## Work to do
Take the data that follows and retype it word for word.

[start]

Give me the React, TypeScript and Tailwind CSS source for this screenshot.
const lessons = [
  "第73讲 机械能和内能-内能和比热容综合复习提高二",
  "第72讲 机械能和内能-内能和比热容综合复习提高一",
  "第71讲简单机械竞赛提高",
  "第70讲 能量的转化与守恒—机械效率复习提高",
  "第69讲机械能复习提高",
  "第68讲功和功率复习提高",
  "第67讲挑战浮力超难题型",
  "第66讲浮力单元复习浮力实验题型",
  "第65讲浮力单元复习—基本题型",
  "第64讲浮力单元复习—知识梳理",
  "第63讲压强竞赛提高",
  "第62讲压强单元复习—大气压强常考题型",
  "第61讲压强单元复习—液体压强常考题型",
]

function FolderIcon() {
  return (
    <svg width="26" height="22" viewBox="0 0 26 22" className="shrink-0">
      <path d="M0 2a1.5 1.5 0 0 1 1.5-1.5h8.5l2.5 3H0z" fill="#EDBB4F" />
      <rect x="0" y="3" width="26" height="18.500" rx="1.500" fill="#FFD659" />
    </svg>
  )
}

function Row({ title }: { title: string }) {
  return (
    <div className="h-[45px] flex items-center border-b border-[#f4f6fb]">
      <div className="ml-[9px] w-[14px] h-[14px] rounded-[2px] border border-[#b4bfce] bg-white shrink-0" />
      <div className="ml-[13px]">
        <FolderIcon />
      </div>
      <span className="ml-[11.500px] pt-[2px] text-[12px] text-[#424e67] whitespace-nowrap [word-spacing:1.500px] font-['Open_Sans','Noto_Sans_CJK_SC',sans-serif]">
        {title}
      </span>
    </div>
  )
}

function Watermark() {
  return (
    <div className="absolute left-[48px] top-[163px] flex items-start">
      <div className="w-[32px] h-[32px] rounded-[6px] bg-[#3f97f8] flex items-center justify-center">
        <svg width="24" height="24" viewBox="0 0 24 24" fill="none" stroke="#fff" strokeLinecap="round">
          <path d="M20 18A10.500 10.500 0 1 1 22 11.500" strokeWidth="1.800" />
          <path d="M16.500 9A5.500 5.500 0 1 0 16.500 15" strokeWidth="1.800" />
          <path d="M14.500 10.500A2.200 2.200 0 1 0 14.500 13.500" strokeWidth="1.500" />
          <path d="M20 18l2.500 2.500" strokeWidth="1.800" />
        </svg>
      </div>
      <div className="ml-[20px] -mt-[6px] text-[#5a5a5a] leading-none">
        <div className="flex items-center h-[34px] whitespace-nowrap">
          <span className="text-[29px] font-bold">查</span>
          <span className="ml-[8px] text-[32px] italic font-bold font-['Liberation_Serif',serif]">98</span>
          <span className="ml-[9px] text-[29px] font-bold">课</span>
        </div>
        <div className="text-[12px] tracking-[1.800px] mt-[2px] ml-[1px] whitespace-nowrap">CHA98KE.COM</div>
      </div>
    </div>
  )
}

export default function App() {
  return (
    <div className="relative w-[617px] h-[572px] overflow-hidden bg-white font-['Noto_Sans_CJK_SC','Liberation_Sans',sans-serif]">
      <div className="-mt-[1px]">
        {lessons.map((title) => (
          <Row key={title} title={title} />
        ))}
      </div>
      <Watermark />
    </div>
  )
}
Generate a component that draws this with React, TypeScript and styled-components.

[end]

## Exercise solution
Give me the React, TypeScript and Tailwind CSS source for this screenshot.
const lessons = [
  "第73讲 机械能和内能-内能和比热容综合复习提高二",
  "第72讲 机械能和内能-内能和比热容综合复习提高一",
  "第71讲简单机械竞赛提高",
  "第70讲 能量的转化与守恒—机械效率复习提高",
  "第69讲机械能复习提高",
  "第68讲功和功率复习提高",
  "第67讲挑战浮力超难题型",
  "第66讲浮力单元复习浮力实验题型",
  "第65讲浮力单元复习—基本题型",
  "第64讲浮力单元复习—知识梳理",
  "第63讲压强竞赛提高",
  "第62讲压强单元复习—大气压强常考题型",
  "第61讲压强单元复习—液体压强常考题型",
]

function FolderIcon() {
  return (
    <svg width="26" height="22" viewBox="0 0 26 22" className="shrink-0">
      <path d="M0 2a1.5 1.5 0 0 1 1.5-1.5h8.5l2.5 3H0z" fill="#EDBB4F" />
      <rect x="0" y="3" width="26" height="18.500" rx="1.500" fill="#FFD659" />
    </svg>
  )
}

function Row({ title }: { title: string }) {
  return (
    <div className="h-[45px] flex items-center border-b border-[#f4f6fb]">
      <div className="ml-[9px] w-[14px] h-[14px] rounded-[2px] border border-[#b4bfce] bg-white shrink-0" />
      <div className="ml-[13px]">
        <FolderIcon />
      </div>
      <span className="ml-[11.500px] pt-[2px] text-[12px] text-[#424e67] whitespace-nowrap [word-spacing:1.500px] font-['Open_Sans','Noto_Sans_CJK_SC',sans-serif]">
        {title}
      </span>
    </div>
  )
}

function Watermark() {
  return (
    <div className="absolute left-[48px] top-[163px] flex items-start">
      <div className="w-[32px] h-[32px] rounded-[6px] bg-[#3f97f8] flex items-center justify-center">
        <svg width="24" height="24" viewBox="0 0 24 24" fill="none" stroke="#fff" strokeLinecap="round">
          <path d="M20 18A10.500 10.500 0 1 1 22 11.500" strokeWidth="1.800" />
          <path d="M16.500 9A5.500 5.500 0 1 0 16.500 15" strokeWidth="1.800" />
          <path d="M14.500 10.500A2.200 2.200 0 1 0 14.500 13.500" strokeWidth="1.500" />
          <path d="M20 18l2.500 2.500" strokeWidth="1.800" />
        </svg>
      </div>
      <div className="ml-[20px] -mt-[6px] text-[#5a5a5a] leading-none">
        <div className="flex items-center h-[34px] whitespace-nowrap">
          <span className="text-[29px] font-bold">查</span>
          <span className="ml-[8px] text-[32px] italic font-bold font-['Liberation_Serif',serif]">98</span>
          <span className="ml-[9px] text-[29px] font-bold">课</span>
        </div>
        <div className="text-[12px] tracking-[1.800px] mt-[2px] ml-[1px] whitespace-nowrap">CHA98KE.COM</div>
      </div>
    </div>
  )
}

export default function App() {
  return (
    <div className="relative w-[617px] h-[572px] overflow-hidden bg-white font-['Noto_Sans_CJK_SC','Liberation_Sans',sans-serif]">
      <div className="-mt-[1px]">
        {lessons.map((title) => (
          <Row key={title} title={title} />
        ))}
      </div>
      <Watermark />
    </div>
  )
}
Generate a component that draws this with React, TypeScript and styled-components.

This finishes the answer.